• the car, like a villa by the sea, is only desirable and useful insofar as the masses don’t have one.

    I stopped reading there. This flawed axiom will not have a good argument built upon it.

    Reducing the dependencies on cars is a great goal to strive towards, but articles like this don’t feel helpful to that end.

    • I got a little further and have to agree. The author views things through a very narrow scope and in places appears to willingly ignore the idea that some people might own a car just because it’s a good tool to move them and their things from A to B.

      The other examples aren’t much better - there are places and situations where a car is a bad means of transportation, so cars are bad. That ‘logic’ is reminiscent of the current badmouthing of electric cars: they have to be charged more often and it takes longer, so they’re clearly inferior to petrol or diesel cars. That line of reasoning is obviously and deeply flawed.

      How car-centric (or not) a society should be is certainly debatable, but you generally don’t make a strong point by simply ignoring all the obvious facts that might contradict your personal opinion.

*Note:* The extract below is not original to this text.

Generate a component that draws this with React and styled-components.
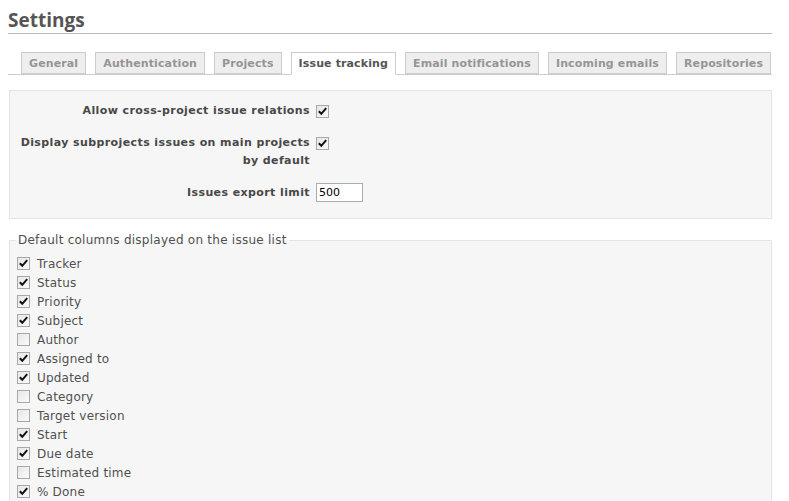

      • I do believe that cities should be better designed in order to be walkable and have reliable and accessible public transit that connects the world. Likewise north america car dependency and urban planning is a blight. Sunbelt cities which grew up around car planning are awful to navigate compared to the older boned cities where you can just fly/bus/train/drive into and then hoof it on foot.

        That said I think I got about as far as you did in the article and it was hard to keep reading because it’s based on such extreme fallacies and then continues to double and triple down on them. This kind of rhetoric either lacks self awareness or is designed just to preach to the choir of your own side. I cant imagine anyone reading this and having their mind changed.

  • I don’t know where this author got the idea that I see my car as a status symbol. It’s first-and-foremost a tool.

    I can run errands far more quickly. I can travel to places that don’t have public transit links. I can take jobs outside of major cities. I can actually leave the city to experience nature.

    I’ve lived in SF for 11 years before I bought my car, and it SUCKED. Want to go to some cool state park? Make a friend who owns a car, cause a bus ain’t going there. It was terrifying thinking that if I lost my job I basically had nowhere to go and no means to get there. I’ve lived in places with much better public transit like Paris and Nagoya, and I wouldn’t want a car if I was living there, but even in France and Japan there are many places you need a car to get to.